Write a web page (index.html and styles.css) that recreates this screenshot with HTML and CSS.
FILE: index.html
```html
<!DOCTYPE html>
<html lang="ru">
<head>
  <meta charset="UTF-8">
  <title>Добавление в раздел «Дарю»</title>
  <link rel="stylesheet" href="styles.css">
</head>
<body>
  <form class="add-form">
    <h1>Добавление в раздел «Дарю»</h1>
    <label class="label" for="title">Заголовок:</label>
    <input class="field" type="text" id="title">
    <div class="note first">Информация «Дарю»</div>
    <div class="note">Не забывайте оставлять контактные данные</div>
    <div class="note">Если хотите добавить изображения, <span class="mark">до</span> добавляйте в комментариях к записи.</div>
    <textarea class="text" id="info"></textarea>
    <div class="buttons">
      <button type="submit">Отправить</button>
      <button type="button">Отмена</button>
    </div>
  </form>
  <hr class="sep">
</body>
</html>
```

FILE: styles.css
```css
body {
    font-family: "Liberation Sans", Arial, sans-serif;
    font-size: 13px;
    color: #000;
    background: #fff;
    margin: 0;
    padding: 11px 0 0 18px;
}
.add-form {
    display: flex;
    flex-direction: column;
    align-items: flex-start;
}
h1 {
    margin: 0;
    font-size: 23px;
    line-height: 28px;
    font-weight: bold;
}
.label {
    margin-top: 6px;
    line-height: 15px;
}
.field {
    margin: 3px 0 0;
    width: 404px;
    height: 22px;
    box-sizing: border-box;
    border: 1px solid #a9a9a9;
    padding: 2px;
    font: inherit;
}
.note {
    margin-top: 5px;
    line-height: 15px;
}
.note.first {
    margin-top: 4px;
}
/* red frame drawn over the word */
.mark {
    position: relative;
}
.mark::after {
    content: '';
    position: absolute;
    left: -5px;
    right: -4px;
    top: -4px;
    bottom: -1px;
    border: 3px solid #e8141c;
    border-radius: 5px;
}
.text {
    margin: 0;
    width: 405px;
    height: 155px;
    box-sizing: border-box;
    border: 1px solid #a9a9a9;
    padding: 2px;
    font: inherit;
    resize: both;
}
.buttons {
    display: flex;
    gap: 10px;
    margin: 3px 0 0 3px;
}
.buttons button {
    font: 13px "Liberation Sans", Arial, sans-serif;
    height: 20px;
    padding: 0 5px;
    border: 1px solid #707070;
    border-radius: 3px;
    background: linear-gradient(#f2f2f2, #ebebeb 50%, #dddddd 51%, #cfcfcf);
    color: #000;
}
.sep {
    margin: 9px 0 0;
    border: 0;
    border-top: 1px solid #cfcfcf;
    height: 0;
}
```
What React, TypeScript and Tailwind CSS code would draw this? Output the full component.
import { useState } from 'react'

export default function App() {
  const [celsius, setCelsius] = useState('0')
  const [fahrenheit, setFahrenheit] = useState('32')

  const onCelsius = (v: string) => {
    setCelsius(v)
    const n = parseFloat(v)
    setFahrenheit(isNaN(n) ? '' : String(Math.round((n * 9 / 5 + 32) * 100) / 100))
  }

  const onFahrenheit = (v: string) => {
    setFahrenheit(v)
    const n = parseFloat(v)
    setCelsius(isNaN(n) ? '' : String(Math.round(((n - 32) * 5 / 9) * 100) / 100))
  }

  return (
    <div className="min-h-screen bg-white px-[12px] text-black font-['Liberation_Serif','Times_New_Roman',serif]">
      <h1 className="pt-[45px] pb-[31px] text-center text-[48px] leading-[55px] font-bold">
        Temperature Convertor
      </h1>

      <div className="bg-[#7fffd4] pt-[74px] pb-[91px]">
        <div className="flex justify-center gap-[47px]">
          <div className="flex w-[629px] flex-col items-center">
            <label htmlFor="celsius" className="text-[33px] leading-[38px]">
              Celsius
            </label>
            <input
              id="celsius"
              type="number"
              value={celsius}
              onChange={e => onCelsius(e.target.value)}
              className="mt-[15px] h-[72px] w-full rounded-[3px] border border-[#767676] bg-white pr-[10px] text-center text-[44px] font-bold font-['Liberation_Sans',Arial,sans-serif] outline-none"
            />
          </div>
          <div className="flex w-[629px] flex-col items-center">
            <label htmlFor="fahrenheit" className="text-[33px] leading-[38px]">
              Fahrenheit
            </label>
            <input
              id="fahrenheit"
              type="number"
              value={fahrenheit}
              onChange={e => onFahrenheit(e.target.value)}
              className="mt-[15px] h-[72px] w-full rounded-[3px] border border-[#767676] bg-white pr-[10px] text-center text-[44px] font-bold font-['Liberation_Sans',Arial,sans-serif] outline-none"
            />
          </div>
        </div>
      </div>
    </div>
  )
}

Exercise objective.
Return each line with "index".

Correct response.
Write a web page (index.html and styles.css) that recreates this screenshot with HTML and CSS.
FILE: index.html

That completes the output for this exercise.